To Paramilitary Leaders
BOGOTA, Colombia -- Congress passed a bill granting reduced punishments to right-wing warlords who disarm, a key step in President Alvaro Uribe's strategy to wind down Colombia's decades-long conflict. Opponents said the bill would let killers off the hook.
The legislation says paramilitary leaders must confess their crimes, return stolen goods and compensate victims. In exchange, prison terms are limited to eight years.
Passage came after Uribe toughened his proposal under pressure from rights groups and U.S. lawmakers who warned it was overly lenient toward leaders of the brutal far-right paramilitary United Self-Defense Forces of Colombia, which is on the State Department list of terrorist organizations.
Uribe has been in peace talks with the 13,000-member group for more than two years. Paramilitary groups, blamed for some of the worst atrocities in the war, were formed as private militias in the 1980s by landowners and cocaine barons to guard against Marxist rebels, who have been waging war since 1964.
* MOSCOW -- A Vatican envoy held talks with a senior Russian Orthodox priest but cautioned that progress in healing the rift between the two churches would be measured in small steps. The head of the Vatican's office for relations with other Christians, Cardinal Walter Kasper, met with Metropolitan Kirill, head of the Russian Orthodox Church's foreign relations department.
* MADRID -- The upper house of Spain's parliament voted against a government proposal to legalize gay marriage, but the legislation will likely become law despite an outcry from Catholics. The bill will return to the lower house, where it is expected to win final approval.
* MADRID -- Spain's ousted center-right government "manipulated and twisted" the March 2004 commuter train bombings in Madrid that killed 191 in a bid to salvage general elections three days after the attacks, a parliamentary commission found.
Despite evidence to the contrary, including a tape by an Islamic group saying the attack was a reprisal for Spain's role in Iraq, Jose Maria Aznar's Popular Party insisted Basque separatists were the prime suspects.
* CAPE TOWN, South Africa -- President Thabo Mbeki named Minerals and Energy Minister Phumzile Mlambo-Ngcuka to succeed his graft-tainted former deputy, Jacob Zuma, but immediately faced questions about the appointment. At a news conference, journalists asked about news reports linking her brother to alleged wrongdoing by oil companies and illicit funding of the ruling African National Congress.

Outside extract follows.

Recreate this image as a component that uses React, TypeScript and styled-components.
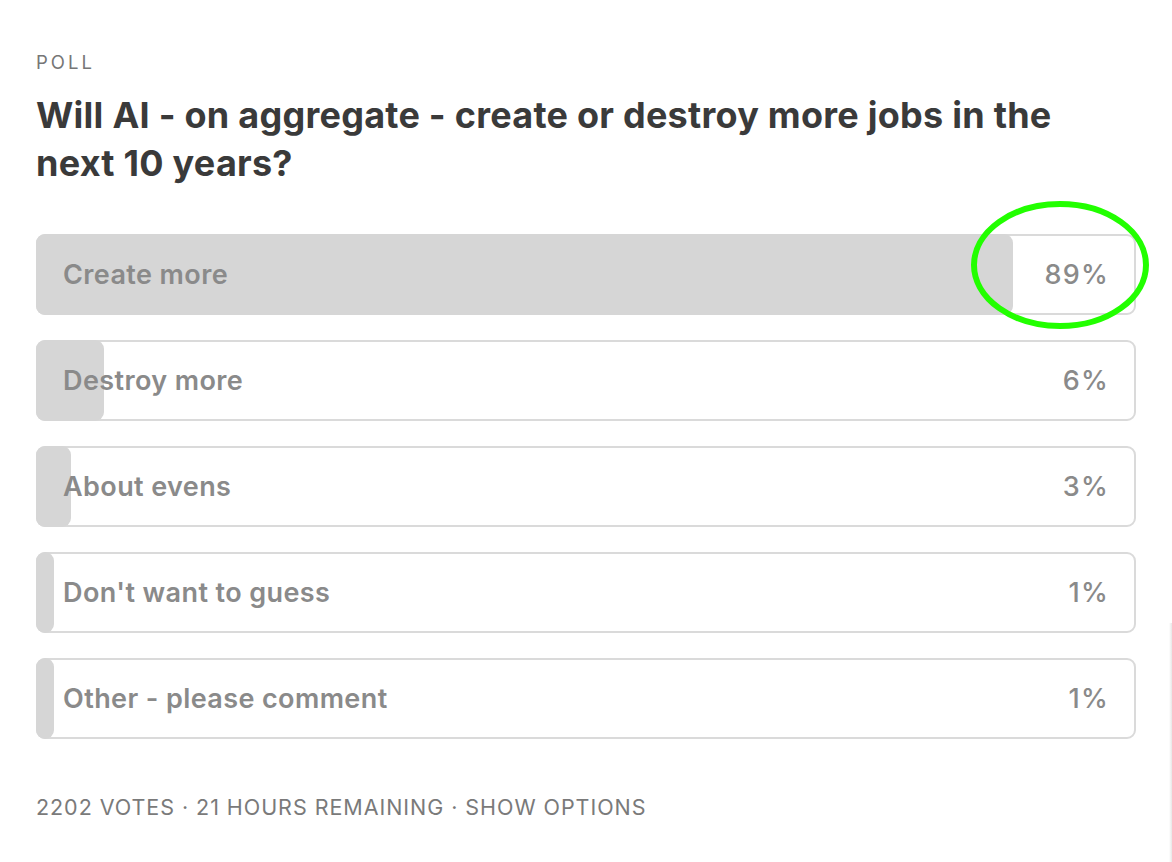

* PORT-AU-PRINCE, Haiti -- Heavy gunfire erupted near Haiti's presidential palace as interim President Boniface Alexandre spoke at a ceremony to appoint four cabinet members. There no reports of casualties.
Meanwhile, the U.N. Security Council voted unanimously to add 1,000 soldiers and police officers to the U.N. peacekeeping mission ahead of November elections.
* A British citizen arrested in Mexico Tuesday for suspected links to the men who carried out the Sept. 11, 2001, terror attacks has been determined not to "represent any threat" and will be released, an official from Mexico's immigration agency said.
U.S. and Mexican officials said Amer Haykel, 45, was arrested because Mexican authorities, acting on information from U.S. law enforcement, believed he was wanted in the United States. Officials in both countries said Haykel had once been wanted for questioning but was no longer. Mexican authorities were apparently working from U.S. information that had not been updated, officials said.
"Amer Haykel does not represent any threat for national security nor is he wanted by the authorities in any country," said Tonatiuh Garcia, an official with Mexico's National Migration Institute.
-- Kevin Sullivan
* QUITO, Ecuador -- Police said Ecuador has broken up a cocaine ring suspected of funneling cash to Hezbollah, the Lebanese Shiite Muslim group listed by the United States as a terrorist organization. Police arrested eight members of the ring based in Quito. The ring's alleged leader, Rady Zaiter of Lebanon, was captured in neighboring Colombia.
* BEIJING -- Flooding triggered by torrential rains killed at least 27 people and forced the evacuation of more than 300,000 in a mountainous region of southern China, the government said. Twenty people were missing in the flooding in the Guangxi region.